One feels miserable on leaving Pont-Aven. It seems as if you had been in a quiet and beautiful backwater for a time, and were suddenly going out into the glare and the noise and the flaunting airs of a fashionable regatta. I can describe the sensation in no other way. There is something in the air of Pont-Aven that makes it like no other place in the world.

THE VILLAGE COBBLER

CHAPTER XIII
QUIMPERLÉ

Quimperlé is known as the Arcadia of Basse Bretagne, and certainly the name is well deserved. I have never seen a town so full of trees and trailing plants and gardens. Every wall is green with moss and gay with masses of convolvulus and nasturtium. Flowers grow rampant in Quimperlé, and overrun their boundaries. Every window-sill has its row of pink ivy-leafed geraniums, climbing down and over the gray stone wall beneath; every wall has its wreaths of trailing flowers.

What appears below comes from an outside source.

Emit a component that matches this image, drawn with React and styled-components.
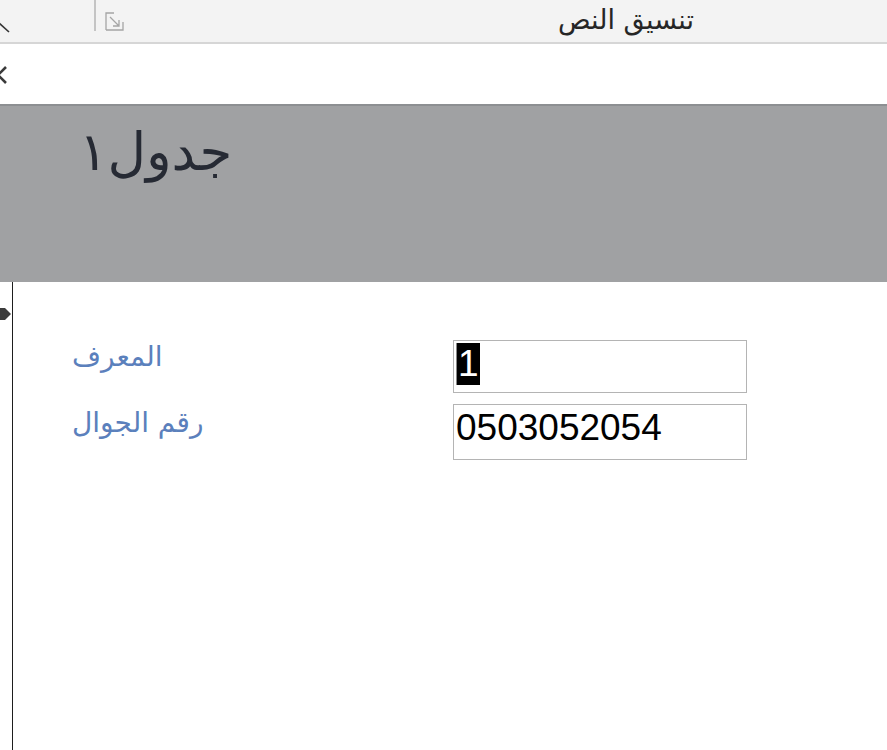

There are flights of steps everywhere—favourite caprices of the primitive architects—divided in the middle by iron railings. Up these steps all the housewives must go to reach the market. On either side the houses crowd, one above the other, with their steep garden walls, sometimes intercepted by iron gateways, and sometimes covered by blood-red leaves and yellowing vines. Some are houses of the Middle Ages, and some of the Renaissance period, with sculptured porches and panes of bottle-glass; a few have terraces at the end of the gardens, over which clematis climbs. Here and there the sun lights up a corner of a façade, or shines on the emerald leaves, making them scintillate. Down the steps a girl in white-winged cap and snowy apron, with pink ribbon at her neck, carrying a large black two-handled basket, is coming on her way from market.

Having scaled this long flight of steps, you find yourself face to face with the old Gothic church of St. Michael, a grayish-pink building with one great square tower and four turrets. The porch is sculptured in a rich profusion of graceful details. Here and there yellow moss grows, and there are clusters of fern in the niches. Inside, the church was suffused with a purple light shed by the sun through the stained-glass windows; the ceiling was of infinite blue. Everything was transformed by the strange purple light. The beautiful carving round the walls, the host of straight-backed praying-chairs, and even the green curtain of the confessional boxes, were changed to royal purple. Only the altar, with its snowy-white cloths and red and gold ornaments, retained its colour. Jutting forth from the church of St. Michael are arms or branches connecting it with the village, as if it were some mother bird protecting the young ones beneath her wings. Under these wings the houses of the village cluster.

It is five o'clock in the afternoon, the sociable hour, when people sit outside their cottage doors, knitting, gossiping, watching the children play, and eating the evening meal. Most of the children, who are many, are very nearly of the same age. Clusters of fair curly heads are seen in the road. The youngest, the baby, is generally held by some old woman, probably the grandmother, who has a shrivelled yellow face—a very tender guardian.